• _Task objective_
Copy each line below in which the string "React" occurs.

§

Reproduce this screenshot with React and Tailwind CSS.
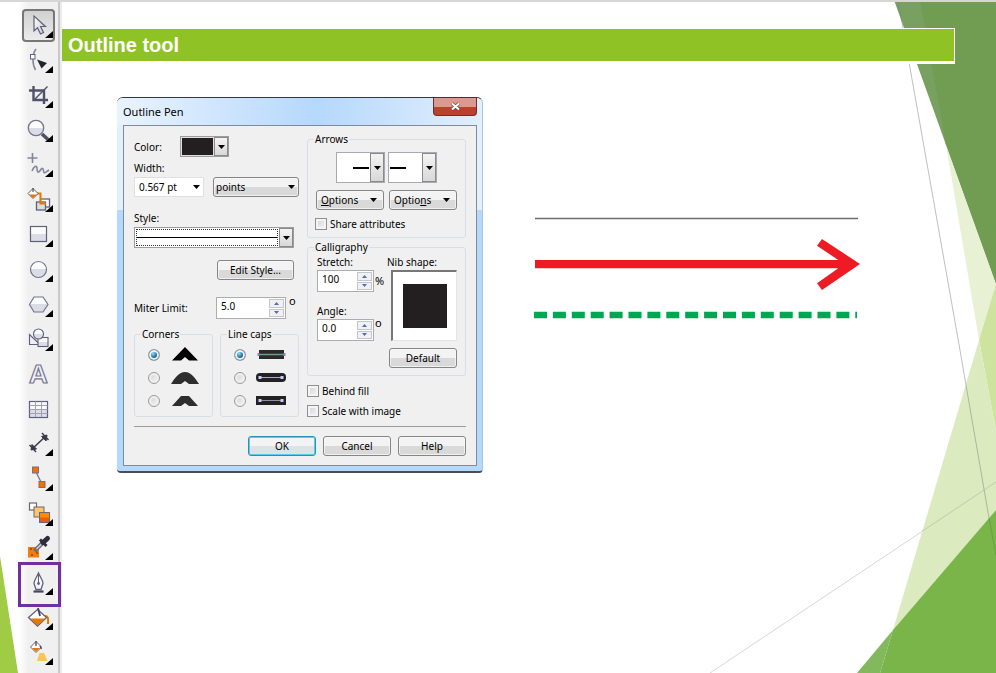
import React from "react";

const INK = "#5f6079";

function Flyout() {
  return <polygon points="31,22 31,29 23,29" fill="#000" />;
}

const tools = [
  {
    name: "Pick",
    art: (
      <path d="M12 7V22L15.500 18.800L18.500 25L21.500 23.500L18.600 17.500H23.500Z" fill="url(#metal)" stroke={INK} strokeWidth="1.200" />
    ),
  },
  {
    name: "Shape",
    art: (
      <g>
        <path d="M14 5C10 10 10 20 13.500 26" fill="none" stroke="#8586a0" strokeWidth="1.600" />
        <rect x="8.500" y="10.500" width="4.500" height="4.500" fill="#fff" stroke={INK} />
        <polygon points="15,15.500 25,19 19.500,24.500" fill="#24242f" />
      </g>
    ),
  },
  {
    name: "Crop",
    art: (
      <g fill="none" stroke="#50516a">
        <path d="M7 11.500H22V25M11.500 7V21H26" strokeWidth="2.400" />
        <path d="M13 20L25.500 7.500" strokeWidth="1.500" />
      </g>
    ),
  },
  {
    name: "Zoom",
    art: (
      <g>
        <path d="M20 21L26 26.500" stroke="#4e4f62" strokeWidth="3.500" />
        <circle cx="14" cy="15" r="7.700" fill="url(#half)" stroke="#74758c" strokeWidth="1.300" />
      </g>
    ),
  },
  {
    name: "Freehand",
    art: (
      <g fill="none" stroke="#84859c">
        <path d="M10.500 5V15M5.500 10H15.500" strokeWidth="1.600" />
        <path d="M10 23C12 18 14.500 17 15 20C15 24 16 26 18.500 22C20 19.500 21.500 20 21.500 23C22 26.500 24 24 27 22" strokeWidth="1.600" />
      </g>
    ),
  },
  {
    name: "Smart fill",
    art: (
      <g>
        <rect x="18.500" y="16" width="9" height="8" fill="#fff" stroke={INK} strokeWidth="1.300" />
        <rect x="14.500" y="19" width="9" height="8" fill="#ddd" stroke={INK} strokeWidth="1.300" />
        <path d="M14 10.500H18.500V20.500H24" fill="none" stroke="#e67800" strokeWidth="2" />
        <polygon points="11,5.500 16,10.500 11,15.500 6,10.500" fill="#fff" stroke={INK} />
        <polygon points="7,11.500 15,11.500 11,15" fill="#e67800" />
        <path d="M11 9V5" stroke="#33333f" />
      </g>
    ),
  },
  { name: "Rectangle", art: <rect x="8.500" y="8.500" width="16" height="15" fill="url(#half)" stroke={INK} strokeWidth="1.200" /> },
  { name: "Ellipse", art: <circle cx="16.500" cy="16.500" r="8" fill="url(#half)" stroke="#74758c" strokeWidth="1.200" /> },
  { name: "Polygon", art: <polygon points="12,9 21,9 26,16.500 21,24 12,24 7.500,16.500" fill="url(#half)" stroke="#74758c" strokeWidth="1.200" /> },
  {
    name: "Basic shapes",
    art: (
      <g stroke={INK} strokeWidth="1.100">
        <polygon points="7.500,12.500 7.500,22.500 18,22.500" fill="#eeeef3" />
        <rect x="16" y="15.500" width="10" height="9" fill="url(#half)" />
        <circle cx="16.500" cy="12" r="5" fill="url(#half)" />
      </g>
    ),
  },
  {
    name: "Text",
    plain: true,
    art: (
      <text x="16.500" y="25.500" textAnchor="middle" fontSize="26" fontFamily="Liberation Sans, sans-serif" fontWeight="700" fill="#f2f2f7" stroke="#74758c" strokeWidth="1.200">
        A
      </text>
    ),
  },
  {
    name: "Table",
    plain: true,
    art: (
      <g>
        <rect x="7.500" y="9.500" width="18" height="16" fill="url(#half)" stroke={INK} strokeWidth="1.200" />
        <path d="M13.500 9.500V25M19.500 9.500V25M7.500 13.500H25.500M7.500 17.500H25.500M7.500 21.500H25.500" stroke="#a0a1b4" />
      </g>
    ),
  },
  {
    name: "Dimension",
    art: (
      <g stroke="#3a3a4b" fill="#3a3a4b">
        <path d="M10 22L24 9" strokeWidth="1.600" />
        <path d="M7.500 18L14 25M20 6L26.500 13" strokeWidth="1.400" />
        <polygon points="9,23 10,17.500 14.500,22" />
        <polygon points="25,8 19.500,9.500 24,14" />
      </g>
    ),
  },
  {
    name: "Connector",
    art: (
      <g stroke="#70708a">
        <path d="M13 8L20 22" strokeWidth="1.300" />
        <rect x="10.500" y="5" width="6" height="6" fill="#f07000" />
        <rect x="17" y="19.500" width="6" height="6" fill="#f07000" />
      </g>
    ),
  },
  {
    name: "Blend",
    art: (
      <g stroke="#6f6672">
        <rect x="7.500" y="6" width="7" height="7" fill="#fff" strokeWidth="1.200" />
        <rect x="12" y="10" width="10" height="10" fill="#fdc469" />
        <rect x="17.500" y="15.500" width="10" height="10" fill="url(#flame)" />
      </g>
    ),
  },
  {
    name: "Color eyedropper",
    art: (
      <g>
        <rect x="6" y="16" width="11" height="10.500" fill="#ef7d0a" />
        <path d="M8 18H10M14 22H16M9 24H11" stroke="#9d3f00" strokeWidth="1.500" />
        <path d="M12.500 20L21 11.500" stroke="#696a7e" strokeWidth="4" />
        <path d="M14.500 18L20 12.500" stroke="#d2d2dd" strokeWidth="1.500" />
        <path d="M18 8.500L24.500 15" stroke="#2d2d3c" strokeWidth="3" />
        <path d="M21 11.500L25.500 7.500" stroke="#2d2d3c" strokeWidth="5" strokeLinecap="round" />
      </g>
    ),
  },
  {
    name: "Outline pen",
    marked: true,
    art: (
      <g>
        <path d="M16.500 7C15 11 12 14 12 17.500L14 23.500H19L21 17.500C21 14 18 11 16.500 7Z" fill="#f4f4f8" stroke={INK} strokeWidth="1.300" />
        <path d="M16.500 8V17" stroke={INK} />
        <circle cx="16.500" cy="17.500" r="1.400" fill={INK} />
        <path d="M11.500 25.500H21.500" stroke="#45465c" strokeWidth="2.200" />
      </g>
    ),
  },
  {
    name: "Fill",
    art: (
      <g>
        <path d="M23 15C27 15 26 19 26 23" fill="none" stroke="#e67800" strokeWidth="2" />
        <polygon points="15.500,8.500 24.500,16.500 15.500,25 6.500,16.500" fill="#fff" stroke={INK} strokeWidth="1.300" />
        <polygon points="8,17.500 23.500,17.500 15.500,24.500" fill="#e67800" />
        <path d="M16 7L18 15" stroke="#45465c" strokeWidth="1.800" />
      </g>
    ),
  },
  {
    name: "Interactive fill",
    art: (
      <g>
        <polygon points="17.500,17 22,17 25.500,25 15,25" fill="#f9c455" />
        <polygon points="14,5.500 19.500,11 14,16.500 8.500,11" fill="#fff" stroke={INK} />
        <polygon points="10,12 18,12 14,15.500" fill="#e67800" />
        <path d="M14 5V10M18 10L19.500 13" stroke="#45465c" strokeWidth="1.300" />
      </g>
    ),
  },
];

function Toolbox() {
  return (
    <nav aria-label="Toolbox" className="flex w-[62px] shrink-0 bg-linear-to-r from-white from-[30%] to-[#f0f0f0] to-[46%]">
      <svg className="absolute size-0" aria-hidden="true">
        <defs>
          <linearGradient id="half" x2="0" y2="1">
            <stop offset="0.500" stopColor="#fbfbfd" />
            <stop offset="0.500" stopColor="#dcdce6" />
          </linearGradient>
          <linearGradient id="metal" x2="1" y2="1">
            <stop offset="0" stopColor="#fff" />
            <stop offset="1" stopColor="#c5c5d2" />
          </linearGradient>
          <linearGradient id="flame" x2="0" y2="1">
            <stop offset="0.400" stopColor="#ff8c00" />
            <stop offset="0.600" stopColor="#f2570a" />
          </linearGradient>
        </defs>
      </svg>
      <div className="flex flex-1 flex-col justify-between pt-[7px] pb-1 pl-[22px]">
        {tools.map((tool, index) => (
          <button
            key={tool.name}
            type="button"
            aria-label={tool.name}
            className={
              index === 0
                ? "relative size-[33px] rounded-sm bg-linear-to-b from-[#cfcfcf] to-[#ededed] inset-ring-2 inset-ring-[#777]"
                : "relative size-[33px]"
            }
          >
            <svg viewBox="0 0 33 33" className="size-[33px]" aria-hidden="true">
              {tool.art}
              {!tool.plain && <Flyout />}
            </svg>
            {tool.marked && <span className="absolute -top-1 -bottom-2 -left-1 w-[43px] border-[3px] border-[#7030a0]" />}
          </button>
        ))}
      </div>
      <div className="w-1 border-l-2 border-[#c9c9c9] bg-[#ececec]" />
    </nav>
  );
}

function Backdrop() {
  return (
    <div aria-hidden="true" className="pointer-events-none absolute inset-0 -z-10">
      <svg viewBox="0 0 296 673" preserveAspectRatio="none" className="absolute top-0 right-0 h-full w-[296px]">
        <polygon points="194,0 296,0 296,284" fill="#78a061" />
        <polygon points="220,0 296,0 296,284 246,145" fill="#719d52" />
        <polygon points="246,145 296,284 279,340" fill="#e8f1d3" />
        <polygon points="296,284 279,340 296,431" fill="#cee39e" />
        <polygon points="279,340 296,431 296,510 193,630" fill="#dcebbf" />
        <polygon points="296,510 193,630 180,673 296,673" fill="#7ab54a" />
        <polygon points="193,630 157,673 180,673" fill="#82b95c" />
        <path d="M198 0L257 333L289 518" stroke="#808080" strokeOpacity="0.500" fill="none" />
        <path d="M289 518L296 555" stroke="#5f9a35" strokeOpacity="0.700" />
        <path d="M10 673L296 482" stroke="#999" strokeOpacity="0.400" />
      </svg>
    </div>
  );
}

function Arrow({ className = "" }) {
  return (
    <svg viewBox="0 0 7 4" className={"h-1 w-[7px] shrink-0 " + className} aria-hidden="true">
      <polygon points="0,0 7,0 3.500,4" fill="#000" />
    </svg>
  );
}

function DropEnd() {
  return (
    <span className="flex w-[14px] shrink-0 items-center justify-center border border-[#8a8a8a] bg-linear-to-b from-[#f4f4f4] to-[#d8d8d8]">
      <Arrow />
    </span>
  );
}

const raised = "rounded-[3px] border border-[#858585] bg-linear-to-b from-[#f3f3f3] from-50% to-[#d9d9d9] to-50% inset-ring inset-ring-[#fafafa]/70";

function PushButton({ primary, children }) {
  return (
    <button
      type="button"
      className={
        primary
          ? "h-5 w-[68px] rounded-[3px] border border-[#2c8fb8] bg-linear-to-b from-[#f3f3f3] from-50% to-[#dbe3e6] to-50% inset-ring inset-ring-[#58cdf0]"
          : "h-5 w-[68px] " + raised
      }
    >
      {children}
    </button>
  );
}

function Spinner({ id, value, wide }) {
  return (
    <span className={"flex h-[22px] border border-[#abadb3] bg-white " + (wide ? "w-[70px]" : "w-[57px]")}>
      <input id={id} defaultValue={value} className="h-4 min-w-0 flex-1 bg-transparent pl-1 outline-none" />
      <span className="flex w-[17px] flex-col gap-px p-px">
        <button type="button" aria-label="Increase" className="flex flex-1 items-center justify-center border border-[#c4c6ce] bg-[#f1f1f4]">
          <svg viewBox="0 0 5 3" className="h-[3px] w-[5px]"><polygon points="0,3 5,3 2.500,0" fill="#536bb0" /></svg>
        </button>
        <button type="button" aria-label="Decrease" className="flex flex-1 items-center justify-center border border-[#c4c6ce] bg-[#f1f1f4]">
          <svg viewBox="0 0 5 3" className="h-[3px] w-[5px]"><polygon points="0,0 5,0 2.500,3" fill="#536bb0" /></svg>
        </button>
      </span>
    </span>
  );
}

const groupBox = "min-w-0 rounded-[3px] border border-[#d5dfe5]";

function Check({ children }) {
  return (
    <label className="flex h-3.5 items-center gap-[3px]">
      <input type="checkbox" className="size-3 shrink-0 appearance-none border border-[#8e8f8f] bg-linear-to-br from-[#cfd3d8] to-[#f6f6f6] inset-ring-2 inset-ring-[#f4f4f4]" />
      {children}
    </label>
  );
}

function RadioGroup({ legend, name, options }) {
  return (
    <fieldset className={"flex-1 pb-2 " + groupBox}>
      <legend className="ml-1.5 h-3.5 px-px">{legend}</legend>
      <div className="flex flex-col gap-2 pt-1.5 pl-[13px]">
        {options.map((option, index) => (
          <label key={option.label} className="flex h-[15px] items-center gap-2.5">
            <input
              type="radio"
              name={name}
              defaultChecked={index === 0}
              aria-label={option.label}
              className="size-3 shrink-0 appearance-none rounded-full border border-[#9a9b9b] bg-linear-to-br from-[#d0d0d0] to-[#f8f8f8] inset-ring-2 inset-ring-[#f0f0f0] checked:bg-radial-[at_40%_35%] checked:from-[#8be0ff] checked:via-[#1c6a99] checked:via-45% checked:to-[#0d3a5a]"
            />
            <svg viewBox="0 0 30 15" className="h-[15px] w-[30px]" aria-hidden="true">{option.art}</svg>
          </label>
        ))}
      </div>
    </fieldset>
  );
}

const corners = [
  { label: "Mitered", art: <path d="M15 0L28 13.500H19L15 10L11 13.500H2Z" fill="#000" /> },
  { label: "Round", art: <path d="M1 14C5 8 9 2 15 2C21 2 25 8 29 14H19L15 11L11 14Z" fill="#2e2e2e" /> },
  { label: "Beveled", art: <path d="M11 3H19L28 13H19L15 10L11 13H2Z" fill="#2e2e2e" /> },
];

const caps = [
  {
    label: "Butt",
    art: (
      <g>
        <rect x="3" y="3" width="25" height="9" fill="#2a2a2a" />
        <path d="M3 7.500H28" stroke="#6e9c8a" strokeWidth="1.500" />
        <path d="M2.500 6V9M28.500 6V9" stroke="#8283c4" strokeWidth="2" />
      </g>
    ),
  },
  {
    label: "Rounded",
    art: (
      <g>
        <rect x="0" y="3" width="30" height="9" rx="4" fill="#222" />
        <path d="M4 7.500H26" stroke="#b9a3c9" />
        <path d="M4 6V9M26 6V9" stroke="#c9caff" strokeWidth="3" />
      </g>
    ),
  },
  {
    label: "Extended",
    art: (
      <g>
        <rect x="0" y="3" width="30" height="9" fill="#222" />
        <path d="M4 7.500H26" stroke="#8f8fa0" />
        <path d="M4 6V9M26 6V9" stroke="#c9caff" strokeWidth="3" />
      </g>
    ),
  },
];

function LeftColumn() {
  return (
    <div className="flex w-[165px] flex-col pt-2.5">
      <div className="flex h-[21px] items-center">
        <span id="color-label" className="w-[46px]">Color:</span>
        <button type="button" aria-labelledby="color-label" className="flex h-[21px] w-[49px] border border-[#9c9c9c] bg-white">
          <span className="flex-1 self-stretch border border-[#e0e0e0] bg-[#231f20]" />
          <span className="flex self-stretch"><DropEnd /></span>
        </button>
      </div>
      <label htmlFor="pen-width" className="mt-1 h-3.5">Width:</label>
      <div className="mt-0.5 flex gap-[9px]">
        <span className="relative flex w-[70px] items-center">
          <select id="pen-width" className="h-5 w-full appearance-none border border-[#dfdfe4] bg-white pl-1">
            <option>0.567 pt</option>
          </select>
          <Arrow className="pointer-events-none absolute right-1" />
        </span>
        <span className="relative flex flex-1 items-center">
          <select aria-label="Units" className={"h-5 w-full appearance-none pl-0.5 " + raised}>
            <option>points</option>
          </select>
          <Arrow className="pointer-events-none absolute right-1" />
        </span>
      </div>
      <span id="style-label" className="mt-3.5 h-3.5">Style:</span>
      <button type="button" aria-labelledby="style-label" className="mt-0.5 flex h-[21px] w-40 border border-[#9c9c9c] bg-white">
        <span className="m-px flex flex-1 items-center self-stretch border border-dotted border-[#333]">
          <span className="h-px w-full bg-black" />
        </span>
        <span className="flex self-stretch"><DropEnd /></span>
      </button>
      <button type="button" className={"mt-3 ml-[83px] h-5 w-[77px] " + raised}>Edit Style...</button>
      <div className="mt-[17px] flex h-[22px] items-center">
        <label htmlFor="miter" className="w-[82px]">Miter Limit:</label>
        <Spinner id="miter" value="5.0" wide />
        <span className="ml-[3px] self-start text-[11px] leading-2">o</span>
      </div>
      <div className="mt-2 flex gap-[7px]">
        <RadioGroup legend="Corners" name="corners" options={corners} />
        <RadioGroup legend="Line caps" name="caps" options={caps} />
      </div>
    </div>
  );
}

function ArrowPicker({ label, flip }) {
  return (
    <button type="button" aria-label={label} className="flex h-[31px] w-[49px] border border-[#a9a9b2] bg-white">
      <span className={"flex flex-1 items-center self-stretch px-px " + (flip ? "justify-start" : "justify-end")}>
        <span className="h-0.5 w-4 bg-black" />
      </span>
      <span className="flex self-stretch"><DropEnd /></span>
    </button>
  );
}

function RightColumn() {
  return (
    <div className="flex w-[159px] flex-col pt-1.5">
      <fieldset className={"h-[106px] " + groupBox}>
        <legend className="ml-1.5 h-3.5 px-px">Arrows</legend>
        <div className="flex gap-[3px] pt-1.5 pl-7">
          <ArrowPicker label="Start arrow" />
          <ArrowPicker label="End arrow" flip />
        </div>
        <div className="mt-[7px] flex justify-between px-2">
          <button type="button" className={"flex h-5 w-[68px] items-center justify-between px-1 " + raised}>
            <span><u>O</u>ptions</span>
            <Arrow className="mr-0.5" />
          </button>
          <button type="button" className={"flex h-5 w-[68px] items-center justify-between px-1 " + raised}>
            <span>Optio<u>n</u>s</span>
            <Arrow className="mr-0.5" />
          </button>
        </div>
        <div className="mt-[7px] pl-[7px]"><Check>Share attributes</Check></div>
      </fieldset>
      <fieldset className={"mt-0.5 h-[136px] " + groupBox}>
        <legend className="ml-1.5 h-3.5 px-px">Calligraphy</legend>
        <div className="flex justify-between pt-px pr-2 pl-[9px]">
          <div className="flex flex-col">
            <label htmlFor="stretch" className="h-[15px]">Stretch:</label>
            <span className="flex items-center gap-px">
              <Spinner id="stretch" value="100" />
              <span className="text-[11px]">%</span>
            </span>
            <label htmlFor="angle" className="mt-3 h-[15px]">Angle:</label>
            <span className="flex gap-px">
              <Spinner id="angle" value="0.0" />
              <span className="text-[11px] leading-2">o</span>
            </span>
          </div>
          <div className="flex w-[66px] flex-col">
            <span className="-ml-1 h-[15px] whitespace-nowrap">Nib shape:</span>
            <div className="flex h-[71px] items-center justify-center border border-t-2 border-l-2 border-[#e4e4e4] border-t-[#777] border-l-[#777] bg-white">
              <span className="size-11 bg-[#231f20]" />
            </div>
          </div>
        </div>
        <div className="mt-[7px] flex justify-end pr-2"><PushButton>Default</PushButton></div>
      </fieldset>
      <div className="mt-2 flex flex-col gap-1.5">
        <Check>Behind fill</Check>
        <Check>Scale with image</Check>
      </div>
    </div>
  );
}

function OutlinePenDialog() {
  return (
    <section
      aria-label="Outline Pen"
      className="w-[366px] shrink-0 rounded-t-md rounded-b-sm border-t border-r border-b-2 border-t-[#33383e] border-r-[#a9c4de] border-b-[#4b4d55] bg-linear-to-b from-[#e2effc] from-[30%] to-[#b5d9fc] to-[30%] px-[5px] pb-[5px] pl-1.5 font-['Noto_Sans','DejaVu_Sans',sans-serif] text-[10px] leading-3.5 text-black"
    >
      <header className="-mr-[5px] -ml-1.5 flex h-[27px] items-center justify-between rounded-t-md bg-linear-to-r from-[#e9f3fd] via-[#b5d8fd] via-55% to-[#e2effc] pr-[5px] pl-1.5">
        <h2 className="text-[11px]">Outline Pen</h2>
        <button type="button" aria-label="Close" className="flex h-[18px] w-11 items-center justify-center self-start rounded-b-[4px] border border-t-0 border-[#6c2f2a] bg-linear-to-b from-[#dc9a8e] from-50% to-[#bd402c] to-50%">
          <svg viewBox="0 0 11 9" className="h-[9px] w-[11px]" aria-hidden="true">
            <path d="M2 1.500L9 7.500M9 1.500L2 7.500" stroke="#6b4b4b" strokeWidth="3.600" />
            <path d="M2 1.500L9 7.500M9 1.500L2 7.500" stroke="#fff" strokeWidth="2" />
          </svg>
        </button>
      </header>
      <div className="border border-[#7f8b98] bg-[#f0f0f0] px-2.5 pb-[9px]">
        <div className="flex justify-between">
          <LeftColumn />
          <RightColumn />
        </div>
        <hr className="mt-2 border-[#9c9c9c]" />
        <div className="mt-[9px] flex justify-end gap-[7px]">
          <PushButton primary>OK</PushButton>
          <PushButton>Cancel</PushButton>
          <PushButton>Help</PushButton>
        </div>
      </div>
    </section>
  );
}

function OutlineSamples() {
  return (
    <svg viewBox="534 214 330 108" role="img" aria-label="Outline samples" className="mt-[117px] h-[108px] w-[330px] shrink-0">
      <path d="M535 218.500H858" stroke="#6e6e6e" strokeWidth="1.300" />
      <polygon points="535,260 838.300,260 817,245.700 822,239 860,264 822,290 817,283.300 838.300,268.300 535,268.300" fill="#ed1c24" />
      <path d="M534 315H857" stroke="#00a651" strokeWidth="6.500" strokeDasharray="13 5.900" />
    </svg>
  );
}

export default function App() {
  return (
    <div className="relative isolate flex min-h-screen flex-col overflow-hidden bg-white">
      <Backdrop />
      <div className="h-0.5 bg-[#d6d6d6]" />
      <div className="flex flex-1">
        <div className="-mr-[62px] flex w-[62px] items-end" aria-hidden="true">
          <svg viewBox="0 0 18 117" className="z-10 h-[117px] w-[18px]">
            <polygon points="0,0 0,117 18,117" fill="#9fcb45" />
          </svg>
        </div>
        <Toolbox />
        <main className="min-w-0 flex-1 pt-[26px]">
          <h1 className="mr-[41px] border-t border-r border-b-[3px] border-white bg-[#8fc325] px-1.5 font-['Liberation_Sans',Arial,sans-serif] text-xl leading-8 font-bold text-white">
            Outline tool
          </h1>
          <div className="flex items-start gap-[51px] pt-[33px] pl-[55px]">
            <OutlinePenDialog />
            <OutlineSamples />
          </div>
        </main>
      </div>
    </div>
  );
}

§

• _Written reply_
Reproduce this screenshot with React and Tailwind CSS.
import React from "react";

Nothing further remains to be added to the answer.